31. SPOTTING BALLS. When specific game rules call for spotting balls, they shall be replaced on the table on the long string after the stroke is complete. A single ball is placed on the foot spot; if more than one ball is to be spotted, they are placed on the long string in ascending numerical order, beginning on the foot spot and advancing toward the foot rail. When balls on or near the foot spot or long string interfere with the spotting of balls, the balls to be spotted are placed on the long string as close as possible to the foot spot without moving the interfering balls. Spotted balls are to be placed as close as possible or frozen (at the referee's discretion) to such interfering balls, except when the cue ball is interfering; balls to be spotted against the cue ball are placed as close as possible without being frozen. If there is insufficient room on the long string between the foot spot and the foot rail cushion for balls that must be spotted, such balls are then placed on the extension of the long string "in front" of the foot spot (between the foot spot and the center spot), as near as possible to the foot spot and in the same numerical order as if they were spotted "behind" the foot spot (lowest numbered ball closest to the foot spot).

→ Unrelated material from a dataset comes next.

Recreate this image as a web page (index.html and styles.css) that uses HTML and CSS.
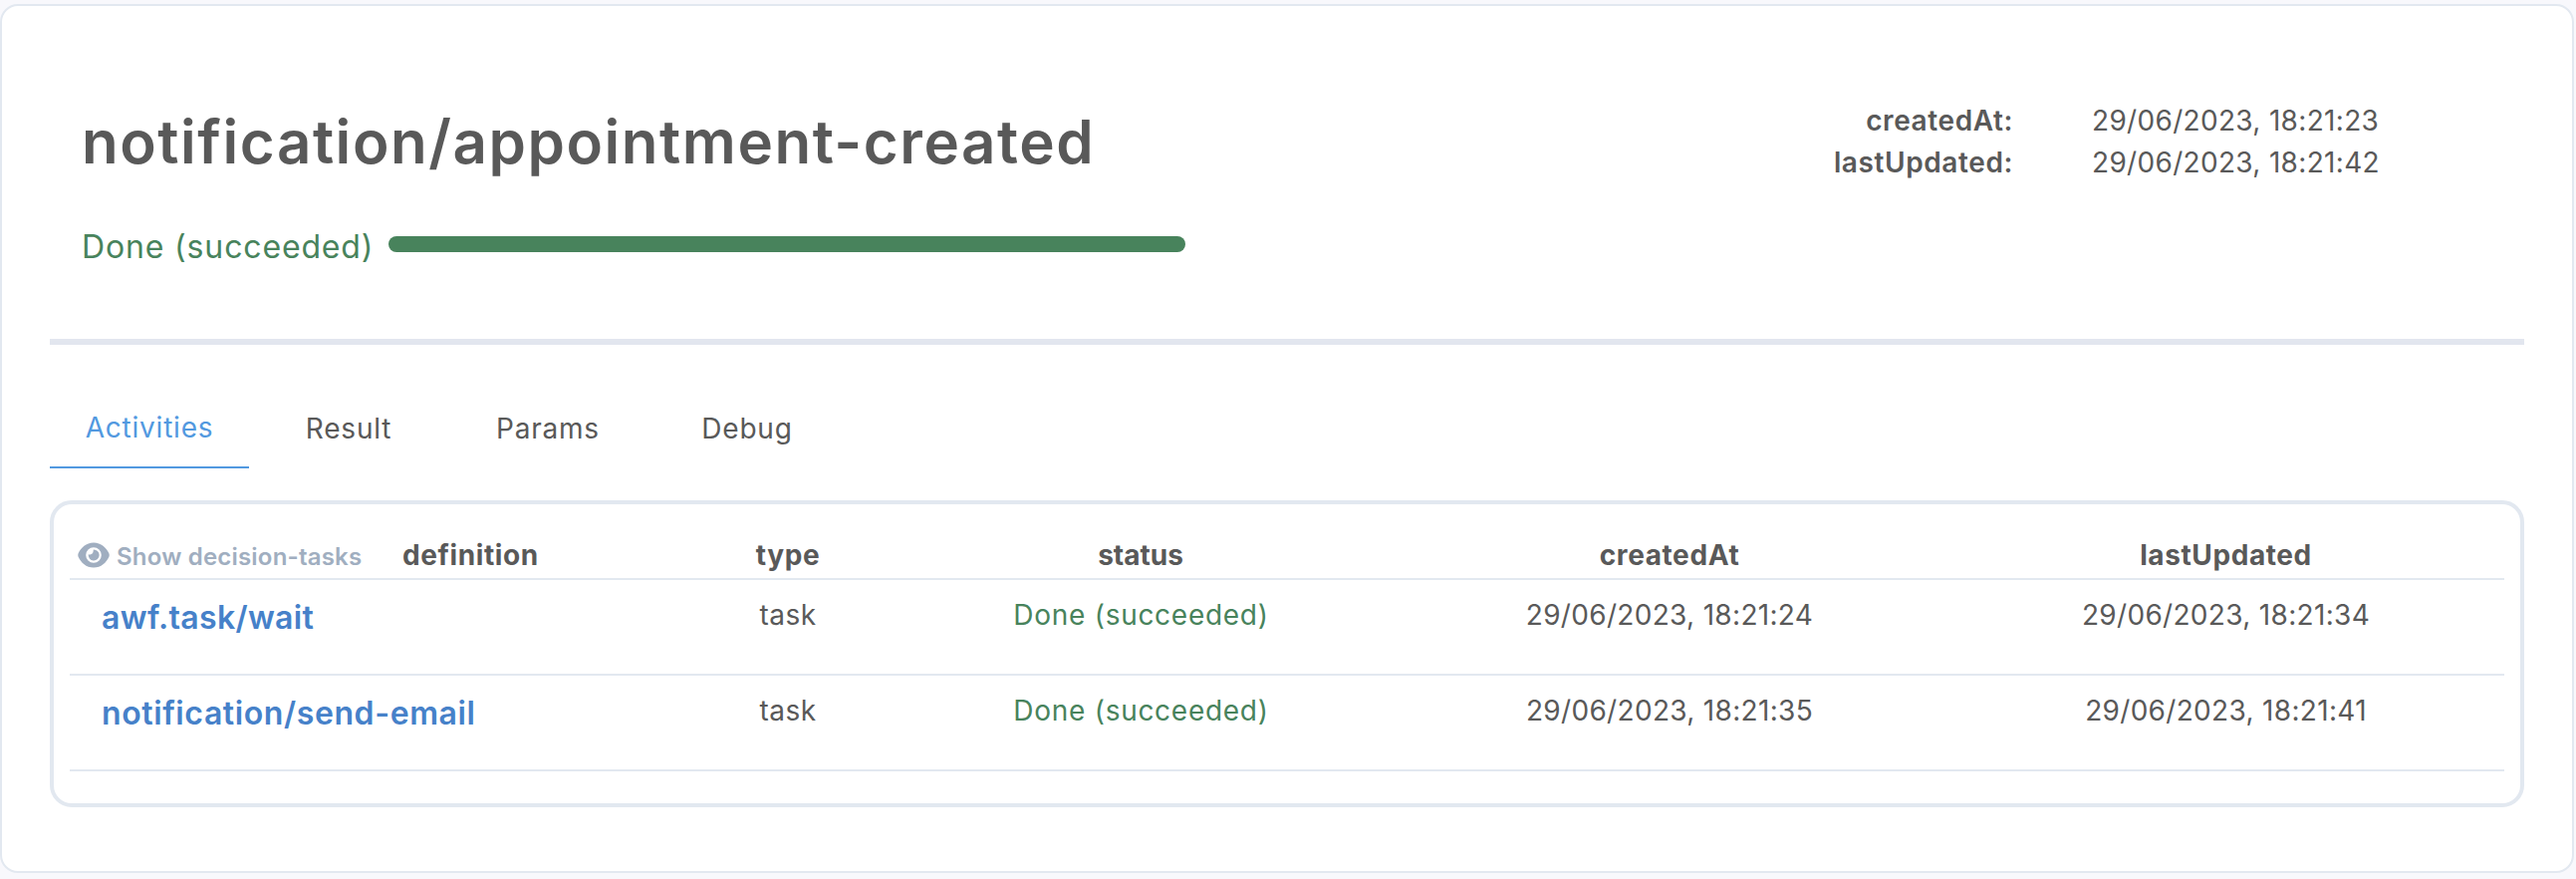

32. JAWED BALLS. If two or more balls are locked between the jaws or sides of the pocket, with one or more suspended in air, the referee shall inspect the balls in position and follow this procedure: he shall visually (or physically if he desires) project each ball directly downward from its locked position; any ball that in his judgment would fall in the pocket if so moved directly downward is a pocketed ball, while any ball that would come to rest on the bed of the table is not pocketed. The balls are then placed according to the referee's assessment, and play continues according to specific game rules as if no locking or jawing of balls had occurred.
33. ADDITIONAL POCKETED BALLS. If extra balls are pocketed on a legal scoring stroke, they are counted in accord with the scoring rules for the particular game.